The Nujiang River churns brown and is swollen with monsoon rain, thundering past the village of Lazhudi in Fugong county, Nujiang Lisu autonomous prefecture, Southwest China's Yunnan province.

On the riverbank, tucked against the steep valley slopes, stands a cluster of traditional Lisu wooden houses. From inside, the sound of ancient Lisu folk tunes drifts through the damp air, mingling with the scent of wood smoke from a fire that has never been allowed to die.

In Lisu tradition, the hearth is "the heart of the house". But as modern homes replaced the old bamboo-and-wood houses, most of these fires have died. At Akeji Mountain Homestay, one still burns.

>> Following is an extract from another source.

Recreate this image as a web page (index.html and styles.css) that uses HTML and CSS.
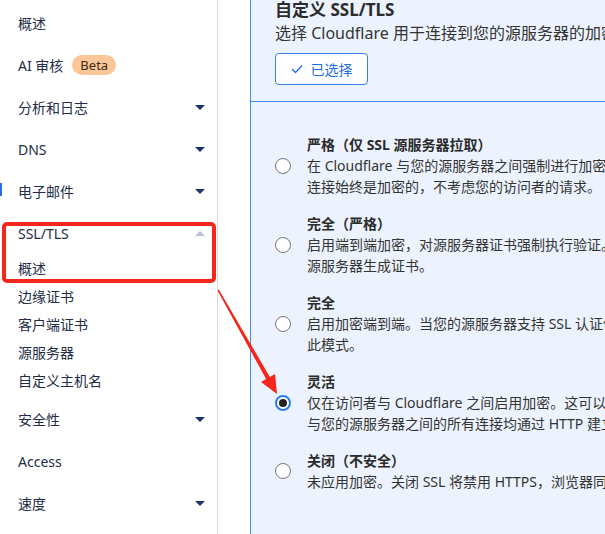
FILE: index.html
```html
<!DOCTYPE html>
<html lang="zh-CN">
<head>
    <meta charset="UTF-8">
    <title>SSL/TLS 概述</title>
    <link rel="stylesheet" href="styles.css">
</head>
<body>
    <div class="layout">
        <nav class="sidebar">
            <ul class="nav-list">
                <li class="nav-item">概述</li>
                <li class="nav-item">AI 审核 <span class="badge">Beta</span></li>
                <li class="nav-item">分析和日志 <span class="caret"></span></li>
                <li class="nav-item">DNS <span class="caret"></span></li>
                <li class="nav-item">电子邮件 <span class="caret"></span></li>
                <li class="nav-item">SSL/TLS <span class="caret caret-up"></span></li>
                <li class="nav-sub">
                    <ul>
                        <li class="sub-item">概述</li>
                        <li class="sub-item">边缘证书</li>
                        <li class="sub-item">客户端证书</li>
                        <li class="sub-item">源服务器</li>
                        <li class="sub-item">自定义主机名</li>
                    </ul>
                </li>
                <li class="nav-item">安全性 <span class="caret"></span></li>
                <li class="nav-item">Access</li>
                <li class="nav-item">速度 <span class="caret"></span></li>
            </ul>
        </nav>

        <main class="panel">
            <section class="panel-head">
                <h2>自定义 SSL/TLS</h2>
                <p class="subtitle">选择 Cloudflare 用于连接到您的源服务器的加密模式。</p>
                <button class="selected-btn">
                    <svg width="12" height="10" viewBox="0 0 12 10"><polyline points="1,5 4.5,8.5 11,1.5" fill="none" stroke="#1f6fe0" stroke-width="1.3"/></svg>
                    已选择
                </button>
            </section>

            <section class="options">
                <label class="option">
                    <span class="radio"></span>
                    <div class="option-text">
                        <div class="option-title">严格（仅 SSL 源服务器拉取）</div>
                        <div class="desc">
                            <span>在 Cloudflare 与您的源服务器之间强制进行加密。使用此模式可确保与您的源服务器的</span>
                            <span>连接始终是加密的，不考虑您的访问者的请求。</span>
                        </div>
                    </div>
                </label>
                <label class="option">
                    <span class="radio"></span>
                    <div class="option-text">
                        <div class="option-title">完全（严格）</div>
                        <div class="desc">
                            <span>启用端到端加密，对源服务器证书强制执行验证。使用 Cloudflare 的 Origin CA 为您的</span>
                            <span>源服务器生成证书。</span>
                        </div>
                    </div>
                </label>
                <label class="option">
                    <span class="radio"></span>
                    <div class="option-text">
                        <div class="option-title">完全</div>
                        <div class="desc">
                            <span>启用加密端到端。当您的源服务器支持 SSL 认证但没有有效的公共可信证书时，请使用</span>
                            <span>此模式。</span>
                        </div>
                    </div>
                </label>
                <label class="option">
                    <span class="radio checked"></span>
                    <div class="option-text">
                        <div class="option-title">灵活</div>
                        <div class="desc">
                            <span>仅在访问者与 Cloudflare 之间启用加密。这可以避免浏览器安全警告，但 Cloudflare</span>
                            <span>与您的源服务器之间的所有连接均通过 HTTP 建立。</span>
                        </div>
                    </div>
                </label>
                <label class="option">
                    <span class="radio"></span>
                    <div class="option-text">
                        <div class="option-title">关闭（不安全）</div>
                        <div class="desc">
                            <span>未应用加密。关闭 SSL 将禁用 HTTPS，浏览器同时会显示警告，表明您的网站不安全。</span>
                        </div>
                    </div>
                </label>
            </section>
        </main>
    </div>

    <!-- screenshot annotations -->
    <div class="edge-mark"></div>
    <div class="mark-box"></div>
    <svg class="mark-arrow" width="605" height="534" viewBox="0 0 605 534">
        <polygon points="217.5,290.5 218.8,289.6 269.9,376.9 275,374.1 277,394 261,381.9 266.1,379.1" fill="#f5261b"/>
    </svg>
</body>
</html>
```

FILE: styles.css
```css
* {
    box-sizing: border-box;
    margin: 0;
    padding: 0;
}

html, body {
    width: 605px;
    height: 534px;
    overflow: hidden;
}

body {
    font-family: "Noto Sans", "Noto Sans CJK SC", sans-serif;
    font-size: 14px;
    color: #313131;
    background: #fff;
    position: relative;
}

.layout {
    display: flex;
    height: 534px;
}

/* Sidebar */
.sidebar {
    width: 218px;
    flex-shrink: 0;
    border-right: 1px solid #d9d9d9;
    padding-top: 2px;
}

.nav-list,
.nav-sub ul {
    list-style: none;
}

.nav-item {
    height: 42px;
    display: flex;
    align-items: center;
    gap: 8px;
    padding: 0 12px 0 18px;
    color: #222c45;
}

.sub-item {
    height: 28px;
    display: flex;
    align-items: center;
    padding-left: 18px;
    color: #222c45;
}

.nav-sub {
    padding-bottom: 4px;
}

.badge {
    background: #fbc797;
    color: #3b2a1c;
    font-size: 13px;
    line-height: 20px;
    height: 20px;
    padding: 0 8px;
    border-radius: 10px;
    margin-left: 1px;
}

.caret {
    margin-left: auto;
    width: 0;
    height: 0;
    border-left: 5px solid transparent;
    border-right: 5px solid transparent;
    border-top: 5px solid #1b3465;
}

.caret-up {
    border-top: none;
    border-bottom: 5px solid #b8c2d2;
}

/* Main panel */
.panel {
    width: 760px;
    flex-shrink: 0;
    margin-left: 32px;
    background: #edf3fe;
    border-left: 1px solid #4288f2;
}

.panel-head {
    padding: 0 24px 16px;
    border-bottom: 1px solid #4288f2;
}

.panel-head h2 {
    font-size: 17px;
    line-height: 20px;
    font-weight: 700;
    color: #2b2b2b;
}

.subtitle {
    font-size: 16px;
    line-height: 24px;
    margin-top: 1px;
    white-space: nowrap;
    color: #333;
}

.selected-btn {
    margin-top: 8px;
    width: 93px;
    height: 32px;
    display: flex;
    align-items: center;
    justify-content: center;
    gap: 8px;
    background: #fff;
    border: 1px solid #3b80e6;
    border-radius: 4px;
    color: #1f6fe0;
    font-family: inherit;
    font-size: 14px;
}

.options {
    padding: 32px 24px 0;
    display: flex;
    flex-direction: column;
    gap: 16px;
}

.option {
    display: flex;
    align-items: center;
    gap: 16px;
}

.radio {
    width: 16px;
    height: 16px;
    flex-shrink: 0;
    border: 1px solid #767676;
    border-radius: 50%;
    background: #fff;
    display: flex;
    align-items: center;
    justify-content: center;
}

.radio.checked {
    border: 2px solid #2b7cf0;
}

.radio.checked::after {
    content: "";
    width: 8px;
    height: 8px;
    border-radius: 50%;
    background: #222;
}

.option-title {
    font-weight: 700;
    line-height: 21px;
    color: #2b2b2b;
}

.desc {
    line-height: 21px;
    color: #333;
}

.desc span {
    display: block;
    white-space: nowrap;
}

/* Annotations drawn on the screenshot */
.edge-mark {
    position: absolute;
    left: 0;
    top: 183px;
    width: 2px;
    height: 13px;
    background: #2a6fd6;
}

.mark-box {
    position: absolute;
    left: 2px;
    top: 222px;
    width: 214px;
    height: 61px;
    border: 4px solid #f5261b;
    border-radius: 5px;
}

.mark-arrow {
    position: absolute;
    left: 0;
    top: 0;
    pointer-events: none;
}
```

Inside a building, behind an unassuming door, lies a museum that preserves more than 1,300 objects, ranging from bamboo rice boxes, wooden crossbows, and hemp blankets, to tools that most young Lisu people today can no longer name.

For nearly three decades, Cui Huanyue, a woman in her 50s, has been walking the remote mountain villages of the river valley, knocking on doors, asking elders what they still have in their storehouses, and buying up the discarded tools of a dying way of life.

Today, scholars believe her collection is the most comprehensive private assembly of Lisu material culture anywhere in the world.

"If you want to understand Lisu culture, you have to come here," Cui says, gesturing at shelves packed with bamboo rice boxes, wooden walnut crushers and crossbows.